Elle a commencé à m’associer à des événements de vulgarisation où j’expliquais ce qu’est le calcul quantique : à force de chercher à comprendre le fonctionnement de ce dernier, j’avais élaboré des outils numériques pour en montrer les différentes facettes. Trois années de suite j'ai donc participé à la fête de la science pour le compte du LRI (Laboratoire en Informatique d’Orsay) durant laquelle, via des ateliers, j’expliquais aux collégiens, aux lycéens et au grand public ce qu’est l’informatique quantique.
J'ai également rencontré à deux reprises un chercheur de Polytechnique et de l'INRIA, Gilles Doweck. J'ai pu lui expliquer ma démarche et il m'en a donné un retour critique et fertile.
J'ai également pu bénéficier de très bons conseils de Serge Bouc, mathématicien, et Jean-Paul Delahaye, chercheur en science et très bon vulgarisateur,
Durant cette période, j'ai donc pu côtoyer des universitaires, des chercheuses et chercheurs qui m'ont aidée à mieux appréhender ce sujet et à améliorer les représentations et les outils pédagogiques que je concevais.
D'où vous est venue cette idée de concevoir des outils pédagogiques pour expliquer le calcul quantique ?
Au fur et à mesure, j'ai élaboré une interface qui permet de visualiser les différentes étapes d’un calcul quantique.
C’était un but qui me semblait intéressant d’un point de vue pédagogique car il est, par principe, impossible de visualiser les phases d’un calcul quantique. J’ai décidé de déposer un brevet à l’INPI concernant ce mode de représentation.
Une fois qu’il a été acquis, j'ai voulu créer une entreprise de logiciels de calcul quantique avec les différentes personnalités que j’avais rencontrées. Malheureusement, il y a 10 ans le sujet était trop nouveau et les organismes de financement n’ont pas pu suivre. Selon eux nous étions trop en avance et le marché n’existait pas. Cela a refroidi nos ardeurs.
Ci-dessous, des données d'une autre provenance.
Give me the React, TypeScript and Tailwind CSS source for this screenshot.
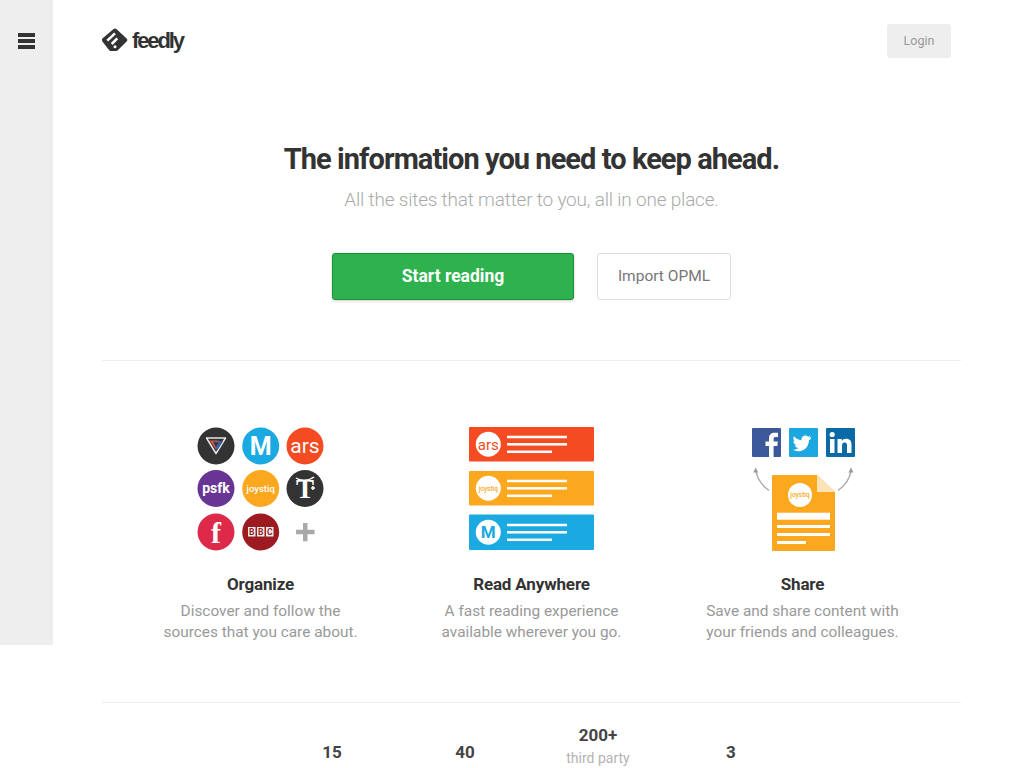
const features = [
  {
    title: "Organize",
    lines: ["Discover and follow the", "sources that you care about."],
    art: <OrganizeArt />,
  },
  {
    title: "Read Anywhere",
    lines: ["A fast reading experience", "available wherever you go."],
    art: <ReadArt />,
  },
  {
    title: "Share",
    lines: ["Save and share content with", "your friends and colleagues."],
    art: <ShareArt />,
  },
];

const sans = "font-['Roboto',sans-serif]";

function Badge({ x, y, fill, label, size, color = "#fff", r = 18.5, weight = 700, family = "'Roboto', sans-serif" }: {
  x: number; y: number; fill: string; label: string; size: number; color?: string; r?: number; weight?: number; family?: string;
}) {
  return (
    <g>
      <circle cx={x} cy={y} r={r} fill={fill} />
      <text x={x} y={y + size * 0.35} textAnchor="middle" fontSize={size} fontWeight={weight} fill={color} fontFamily={family}>
        {label}
      </text>
    </g>
  );
}

function OrganizeArt() {
  const serif = "'Liberation Serif', serif";
  return (
    <svg width="130" height="126" viewBox="196 426 130 126">
      <circle cx="216" cy="446" r="18.5" fill="#333333" />
      <path d="M206.500 438h19l-9.500 15.500z" fill="none" stroke="#e8e8e8" strokeWidth="1.500" strokeLinejoin="round" />
      <path d="M209.500 440.500h8l3 1-4.500 8z" fill="#e2533a" />
      <path d="M213 441.500h10l-6 9z" fill="#3a5f9e" />
      <path d="M213.500 442.500h5l-2.500 4z" fill="#333333" />
      <Badge x={260.7} y={446} fill="#1aa9e1" label="M" size={25} />
      <Badge x={305} y={446} fill="#f44b22" label="ars" size={21} weight={400} />
      <Badge x={216} y={488.5} fill="#673594" label="psfk" size={14} />
      <Badge x={260.7} y={488.5} fill="#fba81e" label="joystiq" size={9.500} weight={500} />
      <Badge x={305} y={488.5} fill="#333333" label="T" size={27} family={serif} />
      <path d="M296 478c4 3 13 3 18-1M311 488h4M313 486v4" fill="none" stroke="#fff" strokeWidth="1.500" />
      <Badge x={216} y={532} fill="#dd2a4a" label="f" size={30} family={serif} />
      <circle cx="260.7" cy="532" r="18.5" fill="#9c1a20" />
      <rect x="248" y="527" width="7.5" height="9.5" fill="#eee" />
      <rect x="257" y="527" width="7.5" height="9.5" fill="#eee" />
      <rect x="266" y="527" width="7.5" height="9.5" fill="#eee" />
      <text x="251.7" y="535" textAnchor="middle" fontSize="8.500" fontWeight="700" fill="#9c1a20" fontFamily="'Roboto', sans-serif">B</text>
      <text x="260.7" y="535" textAnchor="middle" fontSize="8.500" fontWeight="700" fill="#9c1a20" fontFamily="'Roboto', sans-serif">B</text>
      <text x="269.7" y="535" textAnchor="middle" fontSize="8.500" fontWeight="700" fill="#9c1a20" fontFamily="'Roboto', sans-serif">C</text>
      <path d="M303 523h4.500v6.700h7v4.600h-7v7h-4.500v-7h-7v-4.600h7z" fill="#a9a9a9" />
    </svg>
  );
}

function ReadCard({ y, h, fill, label, size, weight = 400 }: { y: number; h: number; fill: string; label: string; size: number; weight?: number }) {
  const mid = y + h / 2;
  return (
    <g>
      <rect x="469" y={y} width="125" height={h} rx="1" fill={fill} />
      <Badge x={488.3} y={mid} r={12.5} fill="#fff" color={fill} label={label} size={size} weight={weight} />
      <rect x="507" y={mid - 8.5} width="60" height="2.500" fill="#fff" />
      <rect x="507" y={mid - 1.2} width="60" height="2.500" fill="#fff" />
      <rect x="507" y={mid + 6.300} width="45" height="2.500" fill="#fff" />
    </g>
  );
}

function ReadArt() {
  return (
    <svg width="127" height="126" viewBox="468 426 127 126">
      <ReadCard y={427} h={34.500} fill="#f44b22" label="ars" size={15} />
      <ReadCard y={471} h={34.500} fill="#fba81e" label="joystiq" size={6.500} weight={500} />
      <ReadCard y={514.500} h={35.500} fill="#1aa9e1" label="M" size={17} weight={700} />
    </svg>
  );
}

function ShareArt() {
  return (
    <svg width="107" height="126" viewBox="749 426 107 126">
      <rect x="752" y="428" width="29" height="29" rx="1" fill="#3b5998" />
      <path d="M769 457v-11h-3.500v-4.500h3.500v-3.200c0-3.800 2.300-5.600 5.300-5.600h3.700v4.400h-2.500c-1.500 0-1.900.8-1.900 1.900v2.500h4.300l-.6 4.500h-3.700v11z" fill="#fff" />
      <rect x="789" y="428" width="29" height="29" rx="1" fill="#1da7e0" />
      <path d="M811 437.200c-.7.300-1.400.5-2.200.6.800-.5 1.400-1.200 1.700-2.100-.7.400-1.600.8-2.400 1-1.600-1.700-4.400-1.600-5.800.3-.8 1-1 2.200-.7 3.300-3.100-.2-5.900-1.700-7.700-4-1 1.800-.5 4 1.200 5.200-.6 0-1.200-.2-1.800-.4 0 1.900 1.300 3.600 3.200 4-.6.200-1.200.2-1.800.1.500 1.600 2 2.700 3.700 2.700-1.700 1.300-3.800 1.900-5.900 1.700 6.200 3.900 14.300.7 16-6.400.3-1 .4-1.900.4-2.900.8-.6 1.600-1.300 2.200-2.100z" fill="#fff" />
      <rect x="826" y="428" width="29" height="29" rx="1" fill="#0a6aa5" />
      <rect x="830" y="439" width="4.500" height="14" fill="#fff" />
      <circle cx="832.200" cy="434.500" r="2.600" fill="#fff" />
      <path d="M837.500 439h4.300v2c1-1.500 2.600-2.400 4.500-2.300 3.600 0 5.200 2.300 5.200 6v8.300h-4.500v-7.500c0-1.900-.7-3-2.300-3-1.800 0-2.700 1.200-2.700 3v7.500h-4.500z" fill="#fff" />
      <path d="M769 490.500c-7-5-12-12-13-20M838 490.500c7-5 12-12 13-20" fill="none" stroke="#aaaaaa" strokeWidth="1.500" />
      <path d="M755.700 467.500l-2.500 5h5zM851 467.500l-2.500 5h5z" fill="#999999" />
      <path d="M772 476a1 1 0 0 1 1-1h44l18 17v58a1 1 0 0 1-1 1h-61a1 1 0 0 1-1-1z" fill="#fba81e" />
      <path d="M817 475l18 17h-18z" fill="#fde3b5" />
      <Badge x={800} y={495} r={12} fill="#fff" color="#fba81e" label="joystiq" size={6.500} weight={500} />
      <rect x="777" y="512.700" width="53" height="7" fill="#fff" />
      <rect x="777" y="525" width="53" height="3" fill="#fff" />
      <rect x="777" y="533" width="53" height="3" fill="#fff" />
      <rect x="777" y="541" width="29" height="3" fill="#fff" />
    </svg>
  );
}

function FeedlyLogo() {
  return (
    <div className="flex items-center">
      <svg width="26" height="24" viewBox="0 0 26 24">
        <path d="M11.300 1.300a2.400 2.400 0 0 1 3.400 0l9.900 9.300a2 2 0 0 1 0 2.900l-8.800 8.700a2.400 2.400 0 0 1-1.700.7h-5.200a2.400 2.400 0 0 1-1.700-.7l-6.800-8.700a2 2 0 0 1 0-2.900z" fill="#333333" />
        <path d="M13 5.300L5.300 12.700M15.300 10.300L9.700 16" fill="none" stroke="#ffffff" strokeWidth="2.500" />
        <circle cx="13" cy="18.700" r="1.500" fill="#ffffff" />
      </svg>
      <span className="mt-[2px] ml-[4px] font-['Liberation_Sans',sans-serif] text-[22px] leading-none font-bold tracking-[-2.100px] text-[#333333]">feedly</span>
    </div>
  );
}

function Stat({ value, label }: { value: string; label?: string }) {
  return (
    <div className={`flex w-[133px] flex-col items-center ${label ? "" : "mt-[17px]"}`}>
      <span className="text-[17px] leading-[24px] font-bold text-[#444444]">{value}</span>
      {label && <span className="mt-[1px] text-[14px] leading-[20px] text-[#b3b3b3]">{label}</span>}
    </div>
  );
}

export default function App() {
  return (
    <div className={`flex h-[768px] overflow-hidden bg-white ${sans}`}>
      <aside className="h-[645px] w-[53px] shrink-0 bg-[#eeeeee] pt-[33px] pl-[18px]">
        <div className="flex w-[17px] flex-col gap-[2.500px]">
          <div className="h-[3.500px] bg-[#333333]" />
          <div className="h-[3.500px] bg-[#333333]" />
          <div className="h-[3.500px] bg-[#333333]" />
        </div>
      </aside>

      <main className="flex-1 pr-[63px] pl-[49px]">
        <header className="flex items-start justify-between pt-[24px] pr-[10px]">
          <div className="pt-[4px]"><FeedlyLogo /></div>
          <button className="h-[34px] w-[64px] rounded-[3px] bg-[#eeeeee] text-[12.500px] text-[#999999]">Login</button>
        </header>

        <section className="flex flex-col items-center border-b border-[#eeeeee] pt-[81px] pb-[60px]">
          <h1 className="text-[29px] leading-[40px] font-bold tracking-[-0.950px] text-[#333333]">The information you need to keep ahead.</h1>
          <p className="mt-[7px] text-[19px] leading-[28px] font-light tracking-[-0.200px] text-[#aaaaaa]">All the sites that matter to you, all in one place.</p>
          <div className="mt-[39px] flex gap-[23px]">
            <button className="h-[47px] w-[242px] rounded-[3px] border border-[#1d8f3f] bg-[#2db24e] text-[17.500px] font-bold text-white shadow-[0_1px_3px_rgba(0,0,0,0.2)]">Start reading</button>
            <button className="h-[47px] w-[134px] rounded-[3px] border border-[#dddddd] bg-white text-[15.500px] text-[#777777]">Import OPML</button>
          </div>
        </section>

        <section className="grid grid-cols-[317px_225px_317px] border-b border-[#eeeeee] pt-[65px] pb-[59px]">
          {features.map((item) => (
            <div key={item.title} className="flex flex-col items-center">
              <div className="flex h-[126px] items-center justify-center">{item.art}</div>
              <h3 className="mt-[19px] text-[17px] leading-[26px] font-bold tracking-[-0.150px] text-[#333333]">{item.title}</h3>
              {item.lines.map((line, index) => (
                <p key={line} className={`text-[15.400px] leading-[21px] whitespace-nowrap text-[#999999] ${index === 0 ? "mt-[4px]" : ""}`}>{line}</p>
              ))}
            </div>
          ))}
        </section>

        <section className="flex items-start justify-center pt-[20px]">
          <Stat value="15" />
          <Stat value="40" />
          <Stat value="200+" label="third party" />
          <Stat value="3" />
        </section>
      </main>
    </div>
  );
}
Sans financement, nous ne pouvions pas aller très loin car il fallait avoir les moyens pour pouvoir acquérir des ordinateurs très puissants.
Par manque de temps j’ai progressivement lâché l’affaire car il fallait que je continue à travailler pour gagner ma vie. J’ai conservé mon brevet et je me suis dit que j'attendrai le temps nécessaire avant de me replonger dans ce sujet qui me passionnait. Et 10 après, l’ordinateur quantique est maintenant sur le devant de la scène avec les grands acteurs mondiaux du Net qui investissent massivement dans le domaine.
Une des difficultés du calcul quantique réside dans l'impossibilité de pouvoir le debugger. C’est une chose inhérente au calcul quantique : on ne peut pas observer les valeurs des variables de l'algorithme pendant le calcul, car cela détruirait automatiquement l'état de superposition qui permet précisément le parallélisme quantique.
Contrairement à un calcul en informatique classique où un programme peut être arrêté afin de lire la valeur des variables, avant de le relancer ou le rectifier.
Mes outils de représentation aident donc à la compréhension de ce qui se passe durant les phases intermédiaires des calculs quantiques - en tout cas je l'espère.
Curieuse de savoir ce que l'un des pionniers du calcul quantique penserait de ces outils, je suis allée voir Richard Jozsa, le co-créateur de l'algorithme de Deutsh Jozsa avec David Deutsch, à Bristol en Angleterre et je lui ai montré mes dispositifs. Il est apparu que la représentation de tous les états possibles dans le calcul permettait de pointer certaines singularités qui ne faisaient pas l’objet de l’algorithme proprement dit.
Autrement dit, mes outils permettaient non seulement de débugger les calculs quantiques en observant les différents états mais aussi de révéler des cas singuliers. C'est à ce moment-là que j’ai réalisé que ça valait le coup de déposer un brevet.
C'est assez exaltant d'explorer de tels concepts lorsqu’on n’est pas soi-même chercheur mais que l’on tente toutefois de décrypter de nouveaux territoires. Ce côté recherche d'indices et résolution de problèmes est assez stimulant.
Au début, j’avais développé mes outils pour mes propres besoins, afin de comprendre ce qui se passe et ainsi pouvoir exprimer, à ma manière, les étapes du calcul quantique ; finalement cela a débouché sur un mode de représentation qui offre un nouvel éclairage.
Je suis heureuse de reprendre ce travail à des fins de vulgarisation et de tenter d'expliquer au plus grand nombre ce qu’est l'informatique quantique.
Ce souci de transmission du savoir fait également partie de ma manière de partager ma passion pour les sciences.